> _Given information_
* start *
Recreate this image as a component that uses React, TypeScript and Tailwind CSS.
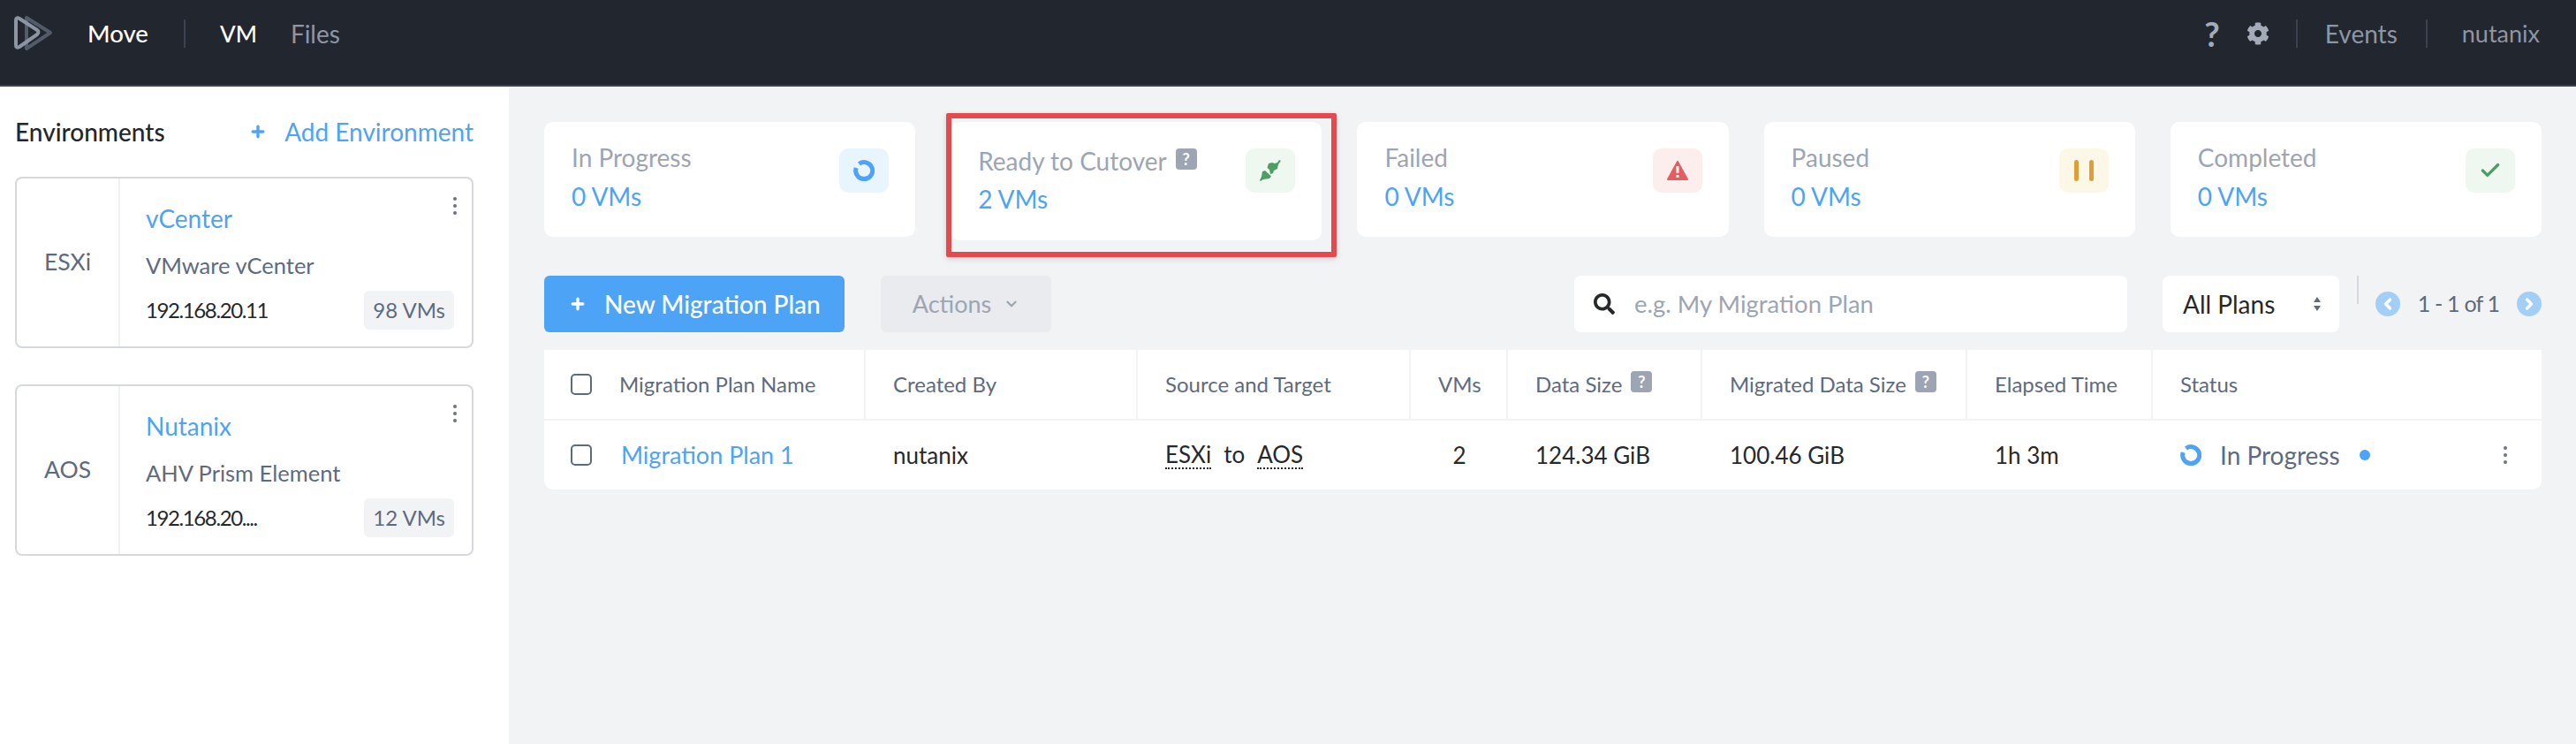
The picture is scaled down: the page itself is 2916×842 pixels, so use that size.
import { Check, ChevronDown, ChevronLeft, ChevronRight, Plus } from "lucide-react";
import { FaCog, FaSearch } from "react-icons/fa";

const font = "font-['Lato','Liberation_Sans',sans-serif]";

function Logo() {
  return (
    <svg width="46" height="44" viewBox="0 0 46 44" fill="none" strokeWidth="4" strokeLinejoin="round">
      <path d="M14 4 L41 21 L14 39 Z" stroke="#525b6a" />
      <path d="M2 7 Q2 3 6 5 L26 18 Q29 20 26 23 L6 37 Q2 39 2 35 Z" stroke="#8c95a4" />
    </svg>
  );
}

function Ring({ size = 24 }: { size?: number }) {
  return (
    <svg width={size} height={size} viewBox="0 0 24 24" fill="none">
      <path d="M6.5 4.5 A9.5 9.5 0 1 1 3.2 9" stroke="#4da3f5" strokeWidth="5" />
    </svg>
  );
}

function Plugs() {
  return (
    <svg width="24" height="24" viewBox="0 0 24 24" fill="#4c9e63">
      <path d="M24 1 L21 5 L20 10 L16 12 L15 15 L12 16 L11 11 L8.5 9 L10 4 L14 3 L17 4 L20 3 L22 0 Z" />
      <path d="M0 23 L2 19 L3 13 L6 12 L13 18.5 L11 21 L4 22 L1 24 Z" />
    </svg>
  );
}

function Warn() {
  return (
    <svg width="24" height="24" viewBox="0 0 24 24">
      <path d="M12 2 L23 22 L1 22 Z" fill="#e35f5f" stroke="#e35f5f" strokeWidth="2" strokeLinejoin="round" />
      <rect x="10.5" y="7" width="3" height="8" fill="#fbeeec" />
      <rect x="10.5" y="17" width="3" height="3" fill="#fbeeec" />
    </svg>
  );
}

function PauseBars() {
  return (
    <div className="flex gap-[12px]">
      <span className="h-[24px] w-[5px] rounded-full bg-[#e09f36]" />
      <span className="h-[24px] w-[5px] rounded-full bg-[#e09f36]" />
    </div>
  );
}

function Help() {
  return (
    <span className="inline-flex h-[24px] w-[24px] items-center justify-center rounded-[4px] bg-[#9da5b3] text-[18px] font-bold leading-none text-white">
      ?
    </span>
  );
}

function Kebab() {
  return (
    <div className="flex flex-col gap-[4px]">
      <i className="block h-[4px] w-[4px] rounded-full bg-[#6b7380]" />
      <i className="block h-[4px] w-[4px] rounded-full bg-[#6b7380]" />
      <i className="block h-[4px] w-[4px] rounded-full bg-[#6b7380]" />
    </div>
  );
}

function EnvCard({ type, name, desc, ip, vms }: { type: string; name: string; desc: string; ip: string; vms: string }) {
  return (
    <div className="flex h-[194px] w-[519px] rounded-[8px] border-2 border-[#d5d9df]">
      <div className="flex w-[117px] items-center justify-center border-r-2 border-[#f0f1f3] text-[26.5px] text-[#5d6b80]">
        {type}
      </div>
      <div className="relative flex-1 pl-[29px] pr-[20px] pt-[29px]">
        <div className="absolute right-[17px] top-[21px]">
          <Kebab />
        </div>
        <div className="text-[28px] leading-[32px] text-[#4da3f5]">{name}</div>
        <div className="mt-[21px] text-[25.5px] leading-[32px] text-[#5d6b80]">{desc}</div>
        <div className="mt-[13px] flex items-center justify-between">
          <span className="text-[24px] tracking-[-1.4px] text-[#26282c]">{ip}</span>
          <span className="flex h-[44px] items-center rounded-[6px] bg-[#f2f3f5] px-[10px] text-[24px] text-[#5d6b80]">
            {vms}
          </span>
        </div>
      </div>
    </div>
  );
}

function StatCard({ label, count, box, icon, help }: { label: string; count: string; box: string; icon: React.ReactNode; help?: boolean }) {
  return (
    <div className={`flex justify-between rounded-[10px] bg-white pl-[31px] pr-[30px] pt-[30px] ${help ? "h-[134px] w-full" : "h-[130px]"}`}>
      <div className={help ? "" : "-mt-[2px]"}>
        <div className="flex items-start gap-[10px] text-[28px] leading-[24px] text-[#9da5b3]">
          <span className={help ? "mt-[2px]" : ""}>{label}</span>
          {help && <Help />}
        </div>
        <div className={`${help ? "mt-[15px]" : "mt-[16px]"} text-[28px] leading-[32px] text-[#4da3f5]`}>{count}</div>
      </div>
      <div className={`flex h-[50px] w-[56px] items-center justify-center rounded-[10px] ${box}`}>{icon}</div>
    </div>
  );
}

const headers = ["Migration Plan Name", "Created By", "Source and Target", "VMs", "Data Size", "Migrated Data Size", "Elapsed Time", "Status"];
const gridCols = "grid-cols-[364px_308px_309px_110px_220px_300px_210px_439px]";

export default function App() {
  return (
    <div className={`flex h-[842px] flex-col bg-[#f2f3f5] ${font}`}>
      <header className="flex h-[98px] items-start border-b-2 border-[#3c4350] bg-[#22262e] pl-[16px] pr-[41px] pt-[16px]">
        <Logo />
        <div className="flex h-[44px] flex-1 items-center text-[28px]">
          <span className="ml-[37px] text-[27.5px] font-medium text-white">Move</span>
          <span className="ml-[40px] h-[32px] w-[2px] bg-[#3c4350]" />
          <span className="ml-[39px] text-[26px] font-medium text-white">VM</span>
          <span className="ml-[38px] text-[#8e96a4]">Files</span>
          <span className="ml-auto text-[38px] font-bold text-[#a3abb8]">?</span>
          <FaCog className="ml-[30px] h-[26px] w-[26px] text-[#a3abb8]" />
          <span className="ml-[30px] h-[32px] w-[2px] bg-[#3c4350]" />
          <span className="ml-[31px] text-[#8e96a4]">Events</span>
          <span className="ml-[32px] h-[32px] w-[2px] bg-[#3c4350]" />
          <span className="ml-[39px] text-[27px] text-[#8e96a4]">nutanix</span>
        </div>
      </header>

      <div className="flex flex-1">
        <aside className="w-[576px] bg-white pl-[17px] pt-[31px]">
          <div className="flex h-[40px] w-[519px] items-center justify-between">
            <span className="text-[28px] font-medium text-[#22262e]">Environments</span>
            <span className="flex items-center gap-[20px] text-[28px] text-[#4da3f5]">
              <Plus className="h-[20px] w-[20px]" strokeWidth={4} />
              Add Environment
            </span>
          </div>
          <div className="mt-[31px] flex flex-col gap-[41px]">
            <EnvCard type="ESXi" name="vCenter" desc="VMware vCenter" ip="192.168.20.11" vms="98 VMs" />
            <EnvCard type="AOS" name="Nutanix" desc="AHV Prism Element" ip="192.168.20...." vms="12 VMs" />
          </div>
        </aside>

        <main className="flex-1 pl-[40px] pr-[39px] pt-[40px]">
          <div className="grid grid-cols-5 items-start gap-[40px]">
            <StatCard label="In Progress" count="0 VMs" box="bg-[#e9f5fd]" icon={<Ring />} />
            <div className="relative">
              <StatCard label="Ready to Cutover" count="2 VMs" box="bg-[#eef8f1]" icon={<Plugs />} help />
              <div className="pointer-events-none absolute left-[-5px] top-[-10px] h-[163px] w-[442px] rounded-[2px] border-[6px] border-[#e4494d] shadow-[0_2px_6px_rgba(0,0,0,0.15)]" />
            </div>
            <StatCard label="Failed" count="0 VMs" box="bg-[#fbeeec]" icon={<Warn />} />
            <StatCard label="Paused" count="0 VMs" box="bg-[#fdf7e8]" icon={<PauseBars />} />
            <StatCard label="Completed" count="0 VMs" box="bg-[#eef8f1]" icon={<Check className="h-[26px] w-[26px] text-[#4c9e63]" strokeWidth={3} />} />
          </div>

          <div className="mt-[40px] flex h-[64px] items-start">
            <button className="flex h-[64px] w-[340px] items-center gap-[20px] rounded-[6px] bg-[#4da3f5] pl-[28px] text-[28px] font-medium text-white">
              <Plus className="h-[20px] w-[20px]" strokeWidth={4} />
              New Migration Plan
            </button>
            <button className="ml-[41px] flex h-[64px] w-[193px] items-center justify-center gap-[14px] rounded-[6px] bg-[#e9ebee] text-[27px] text-[#9da5b3]">
              Actions
              <ChevronDown className="h-[18px] w-[18px]" strokeWidth={3} />
            </button>
            <div className="ml-[592px] flex h-[64px] w-[626px] items-center gap-[22px] rounded-[8px] bg-white pl-[22px] text-[27.5px] text-[#9da5b3]">
              <FaSearch className="h-[24px] w-[24px] text-[#26282c]" />
              e.g. My Migration Plan
            </div>
            <div className="ml-[40px] flex h-[64px] w-[200px] items-center justify-between rounded-[8px] bg-white pl-[23px] pr-[20px] text-[28px] text-[#26282c]">
              All Plans
              <svg width="10" height="18" viewBox="0 0 10 18" fill="#5d6b80">
                <path d="M5 1 L9 7 L1 7 Z M5 17 L1 11 L9 11 Z" />
              </svg>
            </div>
            <span className="ml-[20px] h-[32px] w-[2px] bg-[#d5d9df]" />
            <div className="ml-[19px] mt-[18px] flex h-[28px] flex-1 items-center justify-between text-[25px] tracking-[-0.8px] text-[#5d6b80]">
              <span className="flex h-[28px] w-[28px] items-center justify-center rounded-full bg-[#a3cff6]">
                <ChevronLeft className="h-[20px] w-[20px] text-white" strokeWidth={4} />
              </span>
              1 - 1 of 1
              <span className="flex h-[28px] w-[28px] items-center justify-center rounded-full bg-[#a3cff6]">
                <ChevronRight className="h-[20px] w-[20px] text-white" strokeWidth={4} />
              </span>
            </div>
          </div>

          <div className="mt-[20px] rounded-b-[10px] bg-white">
            <div className={`grid h-[80px] border-b-2 border-[#f2f3f5] ${gridCols}`}>
              {headers.map((h, i) => (
                <div
                  key={h}
                  className={`flex items-center gap-[10px] text-[24px] text-[#5d6b80] ${i === 0 ? "pl-[30px]" : "pl-[31px]"} ${i < 7 ? "border-r-2 border-[#f2f3f5]" : ""}`}
                >
                  {i === 0 && <span className="mr-[21px] h-[24px] w-[24px] rounded-[5px] border-2 border-[#5d6b80]" />}
                  {h}
                  {(h === "Data Size" || h === "Migrated Data Size") && (
                    <span className="mb-[10px]">
                      <Help />
                    </span>
                  )}
                </div>
              ))}
            </div>
            <div className={`grid h-[78px] items-center text-[26px] text-[#26282c] ${gridCols}`}>
              <div className="flex items-center gap-[33px] pl-[30px]">
                <span className="h-[24px] w-[24px] shrink-0 rounded-[5px] border-2 border-[#5d6b80]" />
                <span className="text-[27px] text-[#4da3f5]">Migration Plan 1</span>
              </div>
              <div className="pl-[31px]">nutanix</div>
              <div className="flex gap-[14px] pl-[31px]">
                <span className="border-b-2 border-dotted border-[#26282c] leading-[30px]">ESXi</span>
                <span className="leading-[30px]">to</span>
                <span className="border-b-2 border-dotted border-[#26282c] leading-[30px]">AOS</span>
              </div>
              <div className="text-center">2</div>
              <div className="pl-[31px]">124.34 GiB</div>
              <div className="pl-[31px]">100.46 GiB</div>
              <div className="pl-[31px]">1h 3m</div>
              <div className="flex items-center pl-[31px] pr-[38px]">
                <Ring />
                <span className="ml-[21px] text-[28px] text-[#5d6b80]">In Progress</span>
                <span className="ml-[22px] h-[12px] w-[12px] rounded-full bg-[#4da3f5]" />
                <span className="ml-auto">
                  <Kebab />
                </span>
              </div>
            </div>
          </div>
        </main>
      </div>
    </div>
  );
}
* end *
> _Requirements_
Pull out and copy each line containing the string "that".

> _The output_
Recreate this image as a component that uses React, TypeScript and Tailwind CSS.
The picture is scaled down: the page itself is 2916×842 pixels, so use that size.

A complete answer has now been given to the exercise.